For the points (1, 2) and (5, 10), the slope is 2. Put one point into the equation y = mx + b:
- 2 = 2(1) + b
- 2 = 2 + b
- b = 0
So the equation is y = 2x. A slope calculator that also reports the equation saves time and helps students check whether their graphing work is accurate.
When to use decimal results versus fraction results
Fractions are often better in algebra because they preserve exact values. For example, a slope of 3/7 is exact, while a decimal like 0.4286 is rounded. Decimals are often better in applications where measurement, charting, and engineering estimates are more practical. This is why a good slope of line containing two points calculator should let you choose the output format. If you are studying for a test, use fractions to keep your work exact. If you are preparing a presentation or graph, use decimals for readability.

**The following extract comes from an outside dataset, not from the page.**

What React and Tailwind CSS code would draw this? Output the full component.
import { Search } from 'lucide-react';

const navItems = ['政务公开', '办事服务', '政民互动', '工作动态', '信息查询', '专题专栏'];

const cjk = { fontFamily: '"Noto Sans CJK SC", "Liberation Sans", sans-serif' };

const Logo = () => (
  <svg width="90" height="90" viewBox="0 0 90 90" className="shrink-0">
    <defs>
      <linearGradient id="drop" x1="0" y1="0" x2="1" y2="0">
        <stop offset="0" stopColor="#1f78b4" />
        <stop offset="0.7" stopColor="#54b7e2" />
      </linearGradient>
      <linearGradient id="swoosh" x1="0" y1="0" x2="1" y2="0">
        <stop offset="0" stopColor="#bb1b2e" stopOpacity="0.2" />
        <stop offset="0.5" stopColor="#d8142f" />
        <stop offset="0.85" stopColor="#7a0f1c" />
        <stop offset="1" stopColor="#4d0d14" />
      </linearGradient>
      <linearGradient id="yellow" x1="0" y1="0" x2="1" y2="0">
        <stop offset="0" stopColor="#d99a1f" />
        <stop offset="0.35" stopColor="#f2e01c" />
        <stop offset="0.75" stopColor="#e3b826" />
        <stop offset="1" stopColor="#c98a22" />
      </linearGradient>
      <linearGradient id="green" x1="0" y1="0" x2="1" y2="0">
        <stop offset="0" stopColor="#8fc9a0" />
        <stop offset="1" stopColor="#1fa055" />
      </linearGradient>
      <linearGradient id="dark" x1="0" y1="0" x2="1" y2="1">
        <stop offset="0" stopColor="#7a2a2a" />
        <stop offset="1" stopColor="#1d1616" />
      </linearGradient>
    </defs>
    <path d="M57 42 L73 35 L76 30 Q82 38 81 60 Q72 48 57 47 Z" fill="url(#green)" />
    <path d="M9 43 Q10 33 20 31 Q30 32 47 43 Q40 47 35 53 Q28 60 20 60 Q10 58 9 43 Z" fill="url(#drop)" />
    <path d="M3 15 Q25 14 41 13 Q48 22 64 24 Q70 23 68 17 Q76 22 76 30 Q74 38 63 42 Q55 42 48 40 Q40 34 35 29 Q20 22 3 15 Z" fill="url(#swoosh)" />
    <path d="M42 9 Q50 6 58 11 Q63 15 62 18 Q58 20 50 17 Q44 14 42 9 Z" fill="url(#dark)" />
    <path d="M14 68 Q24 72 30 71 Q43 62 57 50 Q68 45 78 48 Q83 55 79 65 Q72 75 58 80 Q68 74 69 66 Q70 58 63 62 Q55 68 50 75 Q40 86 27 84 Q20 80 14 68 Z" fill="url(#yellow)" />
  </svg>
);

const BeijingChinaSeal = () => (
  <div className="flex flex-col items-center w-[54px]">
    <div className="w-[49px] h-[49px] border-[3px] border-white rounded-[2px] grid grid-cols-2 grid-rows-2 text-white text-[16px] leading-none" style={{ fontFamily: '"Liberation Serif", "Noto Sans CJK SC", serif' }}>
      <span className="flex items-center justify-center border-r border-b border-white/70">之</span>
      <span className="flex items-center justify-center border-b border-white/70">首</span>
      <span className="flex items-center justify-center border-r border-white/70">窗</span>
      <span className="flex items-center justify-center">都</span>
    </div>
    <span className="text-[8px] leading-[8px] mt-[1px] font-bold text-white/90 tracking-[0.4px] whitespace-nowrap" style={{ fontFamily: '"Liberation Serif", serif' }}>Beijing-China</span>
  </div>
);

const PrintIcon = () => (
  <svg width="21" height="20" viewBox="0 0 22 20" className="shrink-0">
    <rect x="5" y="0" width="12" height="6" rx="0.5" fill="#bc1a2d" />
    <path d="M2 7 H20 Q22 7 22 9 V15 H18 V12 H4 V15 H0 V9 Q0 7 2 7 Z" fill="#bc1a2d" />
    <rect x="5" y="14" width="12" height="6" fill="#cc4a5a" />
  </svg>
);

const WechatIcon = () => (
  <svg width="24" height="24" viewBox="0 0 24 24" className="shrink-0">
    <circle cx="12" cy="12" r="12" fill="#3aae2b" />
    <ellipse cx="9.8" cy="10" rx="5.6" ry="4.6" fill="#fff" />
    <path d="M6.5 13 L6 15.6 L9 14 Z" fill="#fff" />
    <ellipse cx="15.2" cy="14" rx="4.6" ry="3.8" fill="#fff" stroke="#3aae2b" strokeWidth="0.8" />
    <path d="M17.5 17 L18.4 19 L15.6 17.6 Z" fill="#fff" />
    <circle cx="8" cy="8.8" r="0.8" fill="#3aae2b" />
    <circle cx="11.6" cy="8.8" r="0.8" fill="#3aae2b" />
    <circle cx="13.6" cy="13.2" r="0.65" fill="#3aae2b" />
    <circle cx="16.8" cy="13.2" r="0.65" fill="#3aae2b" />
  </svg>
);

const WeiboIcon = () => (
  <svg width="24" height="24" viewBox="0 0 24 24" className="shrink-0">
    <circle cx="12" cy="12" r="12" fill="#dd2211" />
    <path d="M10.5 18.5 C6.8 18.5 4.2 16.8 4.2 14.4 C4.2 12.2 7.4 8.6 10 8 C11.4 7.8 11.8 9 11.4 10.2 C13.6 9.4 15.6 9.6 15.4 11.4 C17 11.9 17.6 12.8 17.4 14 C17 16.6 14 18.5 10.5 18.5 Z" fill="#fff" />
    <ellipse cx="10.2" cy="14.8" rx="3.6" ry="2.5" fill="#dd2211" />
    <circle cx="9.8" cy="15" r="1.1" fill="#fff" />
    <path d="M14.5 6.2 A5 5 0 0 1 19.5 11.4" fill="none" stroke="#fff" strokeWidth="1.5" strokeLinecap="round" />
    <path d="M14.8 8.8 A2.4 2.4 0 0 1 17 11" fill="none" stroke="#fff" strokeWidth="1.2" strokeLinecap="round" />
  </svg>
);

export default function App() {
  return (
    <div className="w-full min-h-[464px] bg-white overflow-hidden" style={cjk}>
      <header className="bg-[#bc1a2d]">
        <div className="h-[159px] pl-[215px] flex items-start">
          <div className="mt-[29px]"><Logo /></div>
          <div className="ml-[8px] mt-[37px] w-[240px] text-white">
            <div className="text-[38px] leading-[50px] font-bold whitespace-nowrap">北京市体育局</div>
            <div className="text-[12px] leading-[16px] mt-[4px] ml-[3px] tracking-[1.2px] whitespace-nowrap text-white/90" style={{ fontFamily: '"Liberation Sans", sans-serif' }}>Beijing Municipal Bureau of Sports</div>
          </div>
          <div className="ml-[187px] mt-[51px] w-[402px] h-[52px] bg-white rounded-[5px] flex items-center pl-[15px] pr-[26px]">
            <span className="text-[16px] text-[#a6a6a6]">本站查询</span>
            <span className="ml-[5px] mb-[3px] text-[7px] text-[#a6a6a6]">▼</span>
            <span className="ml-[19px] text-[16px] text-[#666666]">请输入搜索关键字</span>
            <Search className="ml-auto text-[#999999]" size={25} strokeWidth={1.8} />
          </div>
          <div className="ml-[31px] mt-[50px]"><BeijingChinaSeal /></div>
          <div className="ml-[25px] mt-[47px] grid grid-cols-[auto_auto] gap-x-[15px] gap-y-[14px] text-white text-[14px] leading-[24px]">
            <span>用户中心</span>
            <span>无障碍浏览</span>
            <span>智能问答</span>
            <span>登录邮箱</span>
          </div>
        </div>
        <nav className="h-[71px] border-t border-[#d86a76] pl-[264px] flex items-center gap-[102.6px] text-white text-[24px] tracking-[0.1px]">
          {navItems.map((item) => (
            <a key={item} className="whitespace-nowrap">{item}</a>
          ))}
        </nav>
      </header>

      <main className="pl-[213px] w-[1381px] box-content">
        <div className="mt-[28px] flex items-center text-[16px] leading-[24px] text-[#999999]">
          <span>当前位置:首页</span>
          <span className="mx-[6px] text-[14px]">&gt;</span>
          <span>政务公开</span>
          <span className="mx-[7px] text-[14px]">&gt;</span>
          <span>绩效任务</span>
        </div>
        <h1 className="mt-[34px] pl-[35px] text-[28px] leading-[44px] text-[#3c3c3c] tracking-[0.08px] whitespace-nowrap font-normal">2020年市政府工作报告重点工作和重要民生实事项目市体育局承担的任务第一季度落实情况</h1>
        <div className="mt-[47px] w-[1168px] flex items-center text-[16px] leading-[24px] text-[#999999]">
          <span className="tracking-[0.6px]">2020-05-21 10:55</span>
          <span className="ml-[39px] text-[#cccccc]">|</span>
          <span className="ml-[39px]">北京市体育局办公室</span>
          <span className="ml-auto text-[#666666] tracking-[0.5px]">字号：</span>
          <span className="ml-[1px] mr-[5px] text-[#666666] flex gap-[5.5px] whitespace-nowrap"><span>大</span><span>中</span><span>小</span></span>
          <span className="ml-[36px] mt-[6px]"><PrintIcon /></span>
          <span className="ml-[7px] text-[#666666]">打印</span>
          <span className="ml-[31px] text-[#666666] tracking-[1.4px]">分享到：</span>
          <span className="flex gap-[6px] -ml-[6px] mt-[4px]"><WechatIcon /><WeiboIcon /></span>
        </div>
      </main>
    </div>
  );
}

Frequently asked questions
Can slope be a fraction? Yes. Many lines have rational slopes such as 1/2, -3/4, or 7/5.
Can slope be zero? Yes. A horizontal line has slope zero because the y values do not change.
Can slope be undefined? Yes. A vertical line has undefined slope because the run is zero.
Does point order matter? Only if you are inconsistent. If you subtract coordinates in the same order for both numerator and denominator, the result is the same.
Why is graphing useful? Because it turns the abstract number into a visual idea of steepness and direction, which improves understanding and reduces sign errors.
Final takeaway
A slope of line containing two points calculator is one of the most useful quick tools in elementary algebra and analytic geometry. It translates two coordinates into a complete story about a line: direction, steepness, rate of change, angle, and equation. Whether you are a student solving homework, a teacher demonstrating graph behavior, or a professional checking a geometric relationship, the calculator helps you move from arithmetic to insight. Enter your two points, review the rise and run, inspect the graph, and use the result to better understand how changes in x and y shape the world of linear relationships.